For when that Prussian effort was crowned with success at Sedan, all Europe knew in its heart, though its head was too stunned to move, that the success had about it something tragic and unnatural, like the prosperity of Oedipus; and that the peace that followed would be a silent pain.

I have deliberately called the question spiritual even rather than moral: I might call it psychological or even psychic. There was something about that evil romance that began with the rape of Silesia and ended with the rape of Alsace, that looked even more unthinkable than unjustifiable. It had a kind of abstract impiety. And above all, it was like some awful and imperial pyramid standing on its apex: for it involved the supremacy of inferior over superior things. The best, working definition of the state of affairs was given by a particularly patent and lucid French politician, Monsieur Hanotaux, when he said: "There goes up a cry from all the peoples, 'Down with barbarians!'

But though the word "barbarian" is the key of the situation, it is very liable to be misunderstood. The Prussians themselves can not form a notion of what we mean when we call them barbarians; and that, as I shall-show in a moment, is precisely because they are barbarians. They are perfectly and even pathetically sincere when they say they are the People of Culture; and even when they practically deny that there is any culture at all in the land of Turgenev and the land of Chopin. And the Prussians really are cultured in the sense that they read a great many books. But the spirit of civilization is not to be found in books.

Nor is barbarism a mere term of abuse for what people call "militarism." Many of the most genuinely civilized states the world has known have been and are very military. Napoleon was no more a barbarian than Raphael or Alfieri: he was a great and subtle Italian artist. The spirit of civilization does not lie in the absence of war: otherwise the vanguard of civilization would consist almost entirely of Eskimos.

Nor does barbarism mean anything so external even as real brutality and cruelty. Some of the most polished and enlightened societies in history, Athens, or Paris, have exacted appalling vengeance beyond the dreams of a Red Indian. No: the essence of barbarism is spiritual. It could easily coexist with universal knowledge or everlasting peace; but it can not be long regnant; because every man who has the soul of civilization feels it to be inferior even while it is supreme.

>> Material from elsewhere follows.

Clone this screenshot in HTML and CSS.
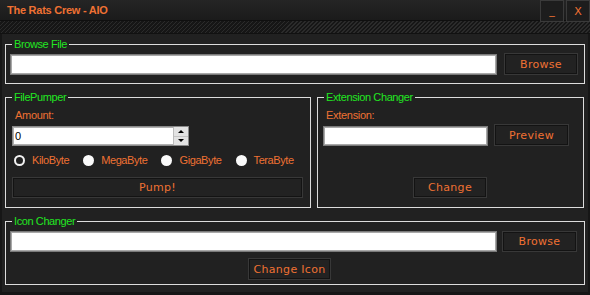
FILE: index.html
```html
<!DOCTYPE html>
<html>
<head>
<meta charset="utf-8">
<title>The Rats Crew - AIO</title>
<link rel="stylesheet" href="styles.css">
</head>
<body>
<div class="window">
  <div class="titlebar">
    <div class="title">The Rats Crew - AIO</div>
    <div class="winbtns">
      <div class="winbtn min">_</div>
      <div class="winbtn close">X</div>
    </div>
  </div>
  <div class="hatch"></div>
  <div class="main">
    <fieldset class="group g-browse">
      <legend>Browse File</legend>
      <div class="body b-browse">
        <div class="row r-browse">
          <input class="field f-browse" type="text">
          <button class="btn btn-browse">Browse</button>
        </div>
      </div>
    </fieldset>

    <div class="pair">
      <fieldset class="group g-pump">
        <legend>FilePumper</legend>
        <div class="body b-pump">
          <div class="lbl">Amount:</div>
          <div class="numbox">
            <input class="numfield" type="text" value="0">
            <div class="spin">
              <div class="arr"><span class="tri up"></span></div>
              <div class="arr"><span class="tri down"></span></div>
            </div>
          </div>
          <div class="radios">
            <div class="radio"><span class="dot on"></span><span class="rtxt">KiloByte</span></div>
            <div class="radio"><span class="dot"></span><span class="rtxt">MegaByte</span></div>
            <div class="radio"><span class="dot"></span><span class="rtxt">GigaByte</span></div>
            <div class="radio"><span class="dot"></span><span class="rtxt">TeraByte</span></div>
          </div>
          <button class="btn btn-pump">Pump!</button>
        </div>
      </fieldset>

      <fieldset class="group g-ext">
        <legend>Extension Changer</legend>
        <div class="body b-ext">
          <div class="lbl">Extension:</div>
          <div class="row r-ext">
            <input class="field f-ext" type="text">
            <button class="btn btn-preview">Preview</button>
          </div>
          <button class="btn btn-change">Change</button>
        </div>
      </fieldset>
    </div>

    <fieldset class="group g-icon">
      <legend>Icon Changer</legend>
      <div class="body b-icon">
        <div class="row r-icon">
          <input class="field f-icon" type="text">
          <button class="btn btn-browse2">Browse</button>
        </div>
        <button class="btn btn-icon">Change Icon</button>
      </div>
    </fieldset>
  </div>
</div>
</body>
</html>
```

FILE: styles.css
```css
* { box-sizing: border-box; }

html, body {
  margin: 0;
  padding: 0;
}

body {
  width: 590px;
  height: 295px;
  overflow: hidden;
  background: #161616;
  font-family: "Liberation Sans", Arial, sans-serif;
  font-size: 11px;
}

.window {
  display: flex;
  flex-direction: column;
  height: 295px;
}

/* ---------- title bar ---------- */
.titlebar {
  height: 21px;
  display: flex;
  justify-content: space-between;
  align-items: flex-start;
  background: linear-gradient(#252525, #1b1b1b);
  border-bottom: 1px solid #0f0f0f;
}

.title {
  padding-left: 7px;
  line-height: 20px;
  font-weight: bold;
  font-size: 11px;
  letter-spacing: -0.25px;
  color: #ef7133;
}

.winbtns {
  display: flex;
  gap: 2px;
}

.winbtn {
  width: 24px;
  height: 22px;
  border: 1px solid #3a3a3a;
  background: #1d1d1d;
  color: #ef7133;
  font-family: "DejaVu Sans", sans-serif;
  font-size: 11px;
  display: flex;
  justify-content: center;
  align-items: center;
  position: relative;
  z-index: 1;
}

.winbtn.min {
  align-items: flex-end;
  padding-bottom: 4px;
}

.hatch {
  height: 13px;
  border-bottom: 1px solid #111;
  background: repeating-linear-gradient(135deg, #2b2b2b 0 1.3px, #161616 1.3px 2.83px);
}

/* ---------- main panel ---------- */
.main {
  flex: 1;
  margin: 0 2px 3px;
  padding: 4px 3px 0;
  background: #212121;
  display: flex;
  flex-direction: column;
}

.group {
  margin: 0;
  padding: 0;
  min-width: 0;
  border: 1px solid #dcdcdc;
}

.group legend {
  margin-left: 6px;
  padding: 0 2px;
  color: #22e622;
  font-size: 11px;
  line-height: 13px;
  letter-spacing: -0.4px;
}

.body {
  display: flex;
  flex-direction: column;
}

.row {
  display: flex;
}

.lbl {
  margin-left: 3px;
  line-height: 13px;
  color: #ef7133;
  letter-spacing: -0.3px;
}

.field {
  -webkit-appearance: none;
  appearance: none;
  margin: 0;
  padding: 0 2px;
  background: #fff;
  border: 1px solid #7a7a7a;
  box-shadow: inset 0 0 0 1px #a8a8a8;
  font: inherit;
  outline: none;
}

.btn {
  -webkit-appearance: none;
  appearance: none;
  margin: 0;
  padding: 0;
  background: #222;
  border: 1px solid #383838;
  box-shadow: inset 0 0 0 1px #131313;
  color: #ef7133;
  font-family: "DejaVu Sans", sans-serif;
  font-size: 11px;
  letter-spacing: 0.3px;
  display: flex;
  justify-content: center;
  align-items: center;
}

/* ---------- Browse File ---------- */
.b-browse {
  padding: 2px 6px 8px 4px;
}

.r-browse {
  align-items: center;
  gap: 7px;
}

.f-browse {
  width: 487px;
  height: 21px;
}

.btn-browse {
  width: 74px;
  height: 22px;
}

/* ---------- pair ---------- */
.pair {
  display: flex;
  gap: 6px;
  margin-top: 7px;
}

.g-pump { width: 306px; }
.g-ext { width: 267px; }

.b-pump {
  padding: 5px 7px 9px 6px;
}

.numbox {
  margin-top: 4px;
  width: 177px;
  height: 20px;
  display: flex;
  background: #fff;
  border: 1px solid #8a8a8a;
  box-shadow: inset 0 0 0 1px #b0b0b0;
}

.numfield {
  flex: 1;
  min-width: 0;
  margin: 0;
  padding: 0 2px 0 2px;
  border: none;
  background: transparent;
  font: inherit;
  color: #000;
  outline: none;
}

.spin {
  width: 15px;
  display: flex;
  flex-direction: column;
  gap: 1px;
  background: #c4c4c4;
  border-left: 1px solid #bdbdbd;
}

.arr {
  flex: 1;
  background: #e3e3e3;
  display: flex;
  justify-content: center;
  align-items: center;
}

.tri {
  width: 0;
  height: 0;
  border-left: 3px solid transparent;
  border-right: 3px solid transparent;
}

.tri.up { border-bottom: 3px solid #000; }
.tri.down { border-top: 3px solid #000; }

.radios {
  margin-top: 9px;
  margin-left: 2px;
  height: 11px;
  display: flex;
  align-items: center;
  gap: 14px;
}

.radio {
  display: flex;
  align-items: center;
  gap: 7px;
}

.dot {
  width: 11px;
  height: 11px;
  border-radius: 50%;
  background: #fafafa;
  flex: none;
}

.dot.on {
  background: #222;
  border: 2px solid #f2f2f2;
}

.rtxt {
  color: #ef7133;
  letter-spacing: -0.4px;
  line-height: 13px;
}

.btn-pump {
  margin-top: 11px;
  width: 291px;
  height: 21px;
}

.b-ext {
  padding: 5px 0 9px 5px;
}

.r-ext {
  margin-top: 2px;
  align-items: flex-end;
  gap: 6px;
}

.f-ext {
  width: 165px;
  height: 20px;
}

.btn-preview {
  width: 75px;
  height: 22px;
}

.btn-change {
  margin-top: 31px;
  margin-left: 90px;
  width: 74px;
  height: 21px;
}

/* ---------- Icon Changer ---------- */
.g-icon {
  margin-top: 7px;
}

.b-icon {
  padding: 3px 7px 4px 4px;
}

.r-icon {
  gap: 5px;
}

.f-icon {
  width: 487px;
  height: 21px;
}

.btn-browse2 {
  width: 75px;
  height: 21px;
}

.btn-icon {
  margin-top: 6px;
  margin-left: 238px;
  width: 83px;
  height: 22px;
}
```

The psychology of the barbarian is this: that, like the lower animals, he does not understand reciprocity. He has not that little mirror in the mind in which we see the mind of the other man. If I scatter crumbs for the birds in winter, that will not prevent the birds from eating my fruit in summer; because birds, like Prussians, are barbarians. If I leave the bee his honey, he may still leave me his sting. And he has not broken any contract, because bees, like Prussians, are barbarians.

Now this fundamental unreason and inequality, as of men ruled by beasts, can be tested by taking any civilized institution in Prussia (and Prussia has nearly all civilized institutions) and noting that in each case Prussia has added this strange one-eyed and one-sided character. For instance, the duel is often called a relic of barbarism; but the duel, though it may be bad, is certainly not barbaric. It exists in Prussia; but it also exists in France, Italy, Belgium, Austria—in short, the duel exists almost everywhere where high civilization exists. But then the duel, right or wrong, is reciprocal.

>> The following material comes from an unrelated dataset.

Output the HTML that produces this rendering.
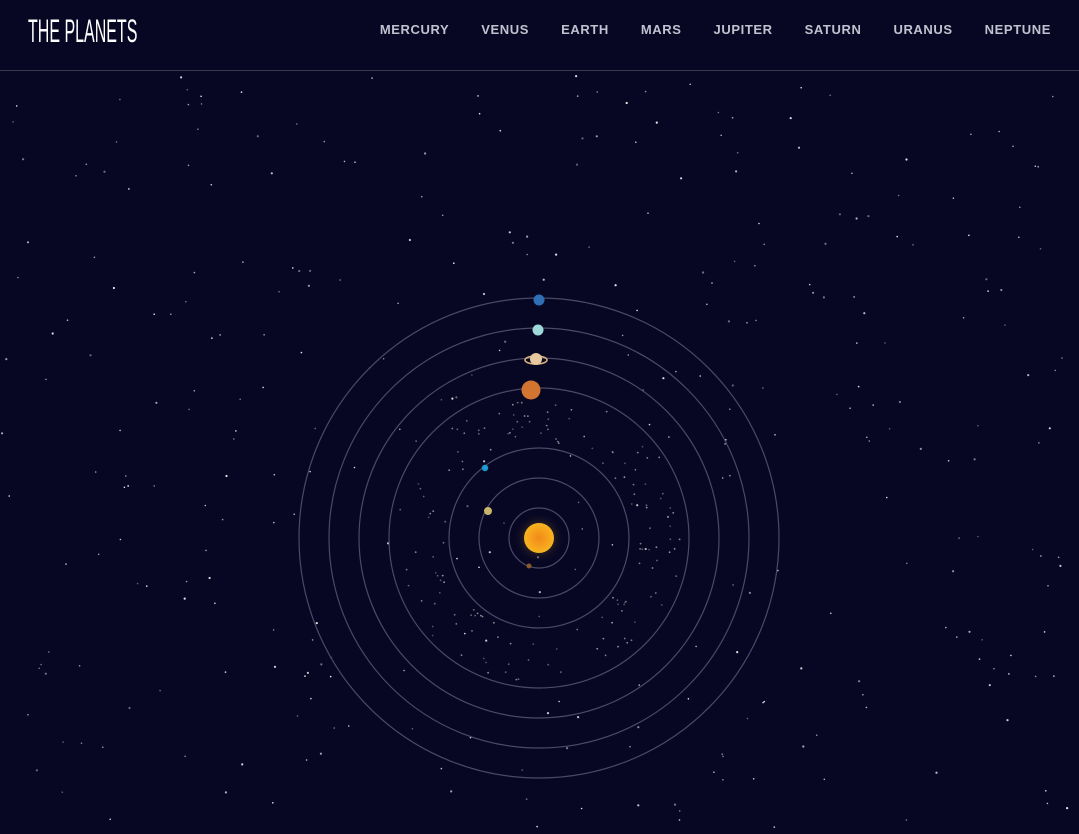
<!DOCTYPE html>
<html><head><meta charset="utf-8"><style>
html,body{margin:0;padding:0;background:#070724;width:1079px;height:834px;overflow:hidden;font-family:"Liberation Sans",sans-serif}
header{position:absolute;left:0;top:0;width:1079px;height:70px;border-bottom:1px solid #38384f}
.logo{position:absolute;left:28px;top:14px;color:#fff;font-family:"Liberation Sans Narrow","Liberation Sans",sans-serif;font-size:32px;letter-spacing:0px;transform:scaleX(0.5);transform-origin:left;line-height:34px;white-space:nowrap}
nav{position:absolute;right:28px;top:22px;display:flex;gap:32px}
nav span{color:#c1c1cf;font-size:13px;font-weight:bold;letter-spacing:0.6px}
svg{position:absolute;left:0;top:0}
</style></head><body>
<svg id="s" width="1079" height="834">
<defs>
<radialGradient id="sun" cx="50%" cy="50%" r="50%"><stop offset="0" stop-color="#f08a1a"/><stop offset="0.6" stop-color="#f7a21c"/><stop offset="1" stop-color="#f5b520"/></radialGradient>
<radialGradient id="glow"><stop offset="0.5" stop-color="#3a2a20" stop-opacity="0.8"/><stop offset="1" stop-color="#070724" stop-opacity="0"/></radialGradient>
</defs>
<g id="stars"></g>
<g fill="none" stroke="#4a4a66" stroke-width="1.2">
<circle cx="539" cy="538" r="30"/><circle cx="539" cy="538" r="60"/><circle cx="539" cy="538" r="90"/>
<circle cx="539" cy="538" r="150"/><circle cx="539" cy="538" r="180"/><circle cx="539" cy="538" r="210"/><circle cx="539" cy="538" r="240"/>
</g>
<circle cx="539" cy="538" r="26" fill="url(#glow)"/>
<circle cx="539" cy="538" r="15" fill="url(#sun)"/>
<circle cx="529" cy="566" r="2.5" fill="#8a5a2a"/>
<circle cx="488" cy="511" r="4" fill="#c9b66a"/>
<circle cx="485" cy="468" r="3.2" fill="#1e9ad0"/>
<circle cx="531" cy="390" r="9.5" fill="#d27530"/>
<ellipse cx="536" cy="360" rx="11" ry="4" fill="none" stroke="#d8b27a" stroke-width="1.6"/>
<circle cx="536" cy="359" r="6" fill="#e7c9a0"/>
<circle cx="538" cy="330" r="5.5" fill="#9ed8d8"/>
<circle cx="539" cy="300" r="5.5" fill="#2f6fb5"/>
</svg>
<header>
<div class="logo">THE PLANETS</div>
<nav><span>MERCURY</span><span>VENUS</span><span>EARTH</span><span>MARS</span><span>JUPITER</span><span>SATURN</span><span>URANUS</span><span>NEPTUNE</span></nav>
</header>
<script>
var g=document.getElementById('stars'),seed=12345;
function r(){seed=(seed*1103515245+12345)%2147483648;return seed/2147483648;}
var h='';
for(var i=0;i<340;i++){var x=r()*1079,y=72+r()*762,o=0.35+r()*0.6,s=r()<0.3?1.1:0.8;
h+='<circle cx="'+x.toFixed(1)+'" cy="'+y.toFixed(1)+'" r="'+s+'" fill="#fff" opacity="'+o.toFixed(2)+'"/>';}
for(var i=0;i<140;i++){var a=r()*6.283,d=95+r()*50,x=539+Math.cos(a)*d,y=538+Math.sin(a)*d;
h+='<circle cx="'+x.toFixed(1)+'" cy="'+y.toFixed(1)+'" r="0.9" fill="#aaa" opacity="'+(0.4+r()*0.5).toFixed(2)+'"/>';}
g.innerHTML=h;
</script>
</body></html>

What does specially exist in Prussia, and does not exist anywhere in the world except in Prussia, is the idea of an officer really thinking himself a fine fellow, not only because he wears a sword when other people don't, but even when he draws the sword on people who haven't got any. Prussian officers really talk with a monstrous solemnity about honor and vindication in connection with an armed man attempting to murder a shopkeeper. I may thrust with my rapier; you must not thrust with your rapier: that is the soul of the barbarian. He is in the true sense half-witted: he can see only half of every question that is presented to him. He can not turn his imaginative telescope round and look through the other end of it, even for a joke: the barbarian is incapable of jokes.

Now if we examine each of Prussia's claims, even her legitimate claims, we shall find that they all exhibit this one-eyed philosophy. Thus, it is quite true that North Germany has a kultur, a scheme of arts and sciences. France and Italy have constantly praised it; England and America have rather overpraised it. But it does not praise anything but itself. It claims to be at once German culture and also universal culture: it would substitute German not only for Polish but for Latin and for Esperanto.

Little Turk or Japanee,
Don't you wish that you were me?

is as far as its imagination can get in "world politics."

Or, again, the Germans will sing beautiful ballads and noble battle-hymns about that most sacred and poetical of all ideas, the idea of boundaries. They can understand the idea of a man kissing the soil when he comes to his native land—that is, if it is German land. They understand that Germany begins where France leaves off: but they do not seem to-be able to turn the map round and master the remarkable coincidence that France begins where Germany leaves off.

And while they were actually singing, with tears in their eyes, how fast and true stood the watch on Rhine, they were moving the watch miles and miles away from the Rhine to a country where nobody cared a curse about them, and a boundary which had no sacredness or meaning at all.

This is the real difference at the depths of this business: Russia makes war for a dogma or France for a theory; but the enormous and unlimited ambition of Prussia is merely a limitation of the mind.